In another Australian case, Sweeney v Boylan Nominees Pty Ltd ((2006) 226 CLR 161), a personal injury claim, the court had considered the rationale for the principles derived from Colonial Mutual Life and reached two conclusions.

First, Colonial Mutual Life established that if an independent contractor was engaged to solicit the bringing about of legal relations between the principal who engaged the contractor and third parties, the principal would be held liable for slanders uttered to persuade the third party to make an agreement with the principal.

Second, the conclusion reached in Colonial Mutual Life that the party engaging an agent (albeit as an independent contractor) to solicit for the creation of legal relationships between that party and others was liable for the slanders uttered in the course of soliciting proposals, stood wholly within the bounds of the explanations proffered by Pollock [Essays in Jurisprudence and Ethics, 1882, at 122] for the liability of a master for the tortious acts of a servant.

Mr Justice Nicklin said the defendant in Colonial Mutual Life was liable for the slanders of the agent which were incidental to his primary function of soliciting business for the firm.

In this case the defamatory publication of the May 4 Tweet was part of the essential function of the task delegated to Mr Langley – posting material on the campaigning social media platforms for Mr Wood, who had left it to Mr Langley to decide what to include.

In both Colonial Mutual Life and Gros v Crook the agent was engaged under a contract and paid for his work.

The judge asked:

“Is that a necessary requirement? In my judgment, it is not. There is no need for a contract or payment. A person can act as an agent on an ad hoc basis (or as a ‘servant without remuneration’) if he is given a task to perform and is doing the principal’s work for him: Hewitt v Bonvin at 192 per Mackinnon LJ.  It is the delegation of performance of a task by the principal to someone to act on his behalf that gives rise to the liability on the basis of agency: at 195 per Du Parcq LJ.”

The Sweeney case established that the conduct of which complaint was made must have been undertaken in the course of, and for the purpose of, executing the task that the principal had delegated to the agent, Mr Justice Nicklin went on.

“What if the agent acts beyond the authority given by the principal? In my judgment the authorities make clear that, in relation to liability for defamatory publications of the agent, where the agent has been delegated the task of sending out publications on behalf of the principal, it is no answer if the agent breaches an instruction given by the principal not to publish certain material.

That principle emerged clearly from Colonial Mutual Life and was supported in other cases.

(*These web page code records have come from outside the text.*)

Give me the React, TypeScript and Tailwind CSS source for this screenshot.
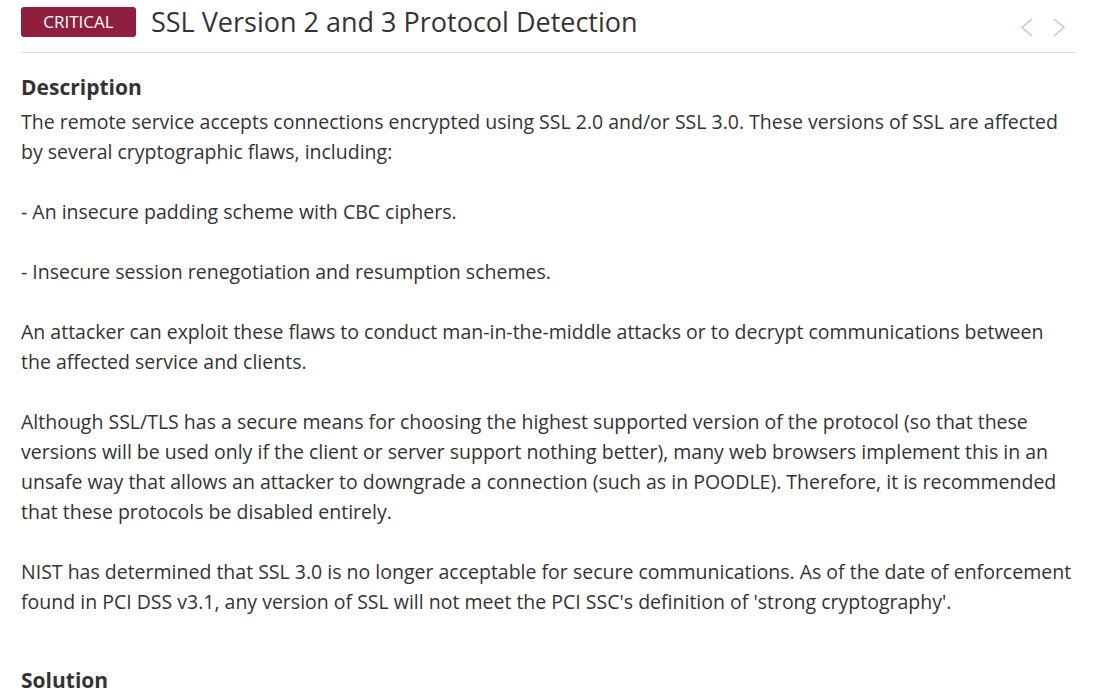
const description = `The remote service accepts connections encrypted using SSL 2.0 and/or SSL 3.0. These versions of SSL are affected by several cryptographic flaws, including:

- An insecure padding scheme with CBC ciphers.

- Insecure session renegotiation and resumption schemes.

An attacker can exploit these flaws to conduct man-in-the-middle attacks or to decrypt communications between the affected service and clients.

Although SSL/TLS has a secure means for choosing the highest supported version of the protocol (so that these versions will be used only if the client or server support nothing better), many web browsers implement this in an unsafe way that allows an attacker to downgrade a connection (such as in POODLE). Therefore, it is recommended that these protocols be disabled entirely.

NIST has determined that SSL 3.0 is no longer acceptable for secure communications. As of the date of enforcement found in PCI DSS v3.1, any version of SSL will not meet the PCI SSC's definition of 'strong cryptography'.`

function Chevron({ dir }: { dir: 'left' | 'right' }) {
  return (
    <svg width="12" height="19" viewBox="0 0 12 19" fill="none" stroke="currentColor" strokeWidth="1.6">
      {dir === 'left' ? <polyline points="11,1 1,9.5 11,18" /> : <polyline points="1,1 11,9.5 1,18" />}
    </svg>
  )
}

export default function App() {
  return (
    <div className="h-[696px] overflow-hidden bg-white font-['Open_Sans',sans-serif] text-[#333]">
      <div className="ml-[21px] w-[1055px]">
        {/* Header */}
        <div className="flex h-[53px] items-start border-b border-[#ddd] pt-[7px]">
          <span className="flex h-[30px] w-[115px] items-center justify-center rounded-[3px] bg-[#8f1f3f] text-[17px] text-white">
            CRITICAL
          </span>
          <h1 className="ml-[15px] flex-1 text-[27px] leading-[30px] text-[#333]">
            SSL Version 2 and 3 Protocol Detection
          </h1>
          <div className="mt-[11px] mr-[11px] flex items-center gap-[20px] text-[#c4cbd3]">
            <Chevron dir="left" />
            <Chevron dir="right" />
          </div>
        </div>

        {/* Description */}
        <h2 className="mt-[22px] text-[21px] font-bold leading-[24px]">Description</h2>
        <p className="mt-[8px] whitespace-pre-line text-[19.5px] leading-[30px]">{description}</p>

        {/* Solution */}
        <h2 className="mt-[51px] text-[21px] font-bold leading-[24px]">Solution</h2>
      </div>
    </div>
  )
}
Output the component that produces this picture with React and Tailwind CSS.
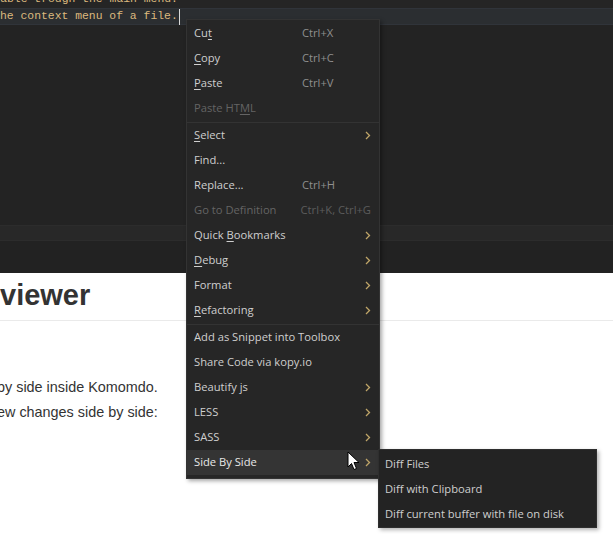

The judge said that in his judgment Mr Langley was quite clearly acting as Mr Wood’s agent when he was posting material, including the May 4 tweet, on the Bristol Ukip Twitter account for a number of reasons:

  • Mr Wood set up the Bristol UKIP Twitter account – it was registered to his e-mail address, and he retained effective control over it practically, because he could change the password at any time, and by dint of his authority as Chairman of the Bristol branch;
  • From May 2014, Mr Wood delegated control and operation of the account to Mr Langley. As the branch’s campaign manager, Mr Langley was given the task of posting material on behalf of Bristol UKIP generally, and, as a candidate standing for election in 2015, Mr Wood specifically. The campaigning function had been entrusted to Mr Langley. It was readily understood and accepted by the Bristol branch generally, and Mr Wood specifically, that Mr Langley would be using his own judgment as to what to Tweet or publish via Bristol UKIP’s social media channels. Mr Langley was, as he said in evidence, “left to his own devices”.
  • One of the campaigning platforms was to seek to highlight that the Labour Party controlled Rotherham Council when the child sexual exploitation scandal had taken place;
  • There were no written guidelines as to what Mr Langley should post, but he understood that he had to exercise care as to what he published in Facebook and Twitter. Mr Wood had given Mr Langley and others a standing instruction that no-one was to make racist or xenophobic attacks;
  • Notwithstanding that instruction, at least in February and March 2015, Mr Langley had posted racist material on behalf of Bristol Ukip. Mr Wood was not aware of this because he had not enforced his prior approval instruction and did not monitor Mr Langley’s social media output – even becoming aware that Mr Langley had posted material on a website which he regarded as racist;
  • The decision not to remove Mr Langley – or even at that late stage to enforce the instruction that he had to seek prior approval for tweets- was taken because it was politically expedient. Mr Wood was prepared to tolerate whatever risk Mr Langley presented because he did not want to lose his campaigning services at a critical stage prior to the election;
  • Mr Wood could have chosen to retain – or regain – personal control over postings on Bristol Ukip’s social media channels in support of his candidacy in the election, but instead was content to delegate the task entirely to Mr Langley;
  • The May 4 tweet was published by Mr Langley, not on his own account, but in discharge of his role as campaign manager and in the course of, and for the purpose of, executing the task delegated to him by Mr Wood;
  • Mr Wood could not escape liability because Mr Langley acted against the general prohibition on publishing material which was an attack on others – he was acting within the scope of the job delegated to him by Mr Wood.

Mr Justice Nicklin added that he had reached his conclusion on agency without considering the election law authorities, but said they were entirely consistent with the conclusion that Mr Langley was acting as Mr Wood’s agent. “Although Mr Langley was not Mr Wood’s nominated election agent, he would nevertheless comfortably fall within the definition of an ‘agent’ under election law,” he said.

Hearings: April 16-20 and July 3-5; Decision: December 19

Julian Santos, instructed by Penningtons Manches LLP, for the claimant; David Hirst, instructed by Humphreys & Co, for the defendant.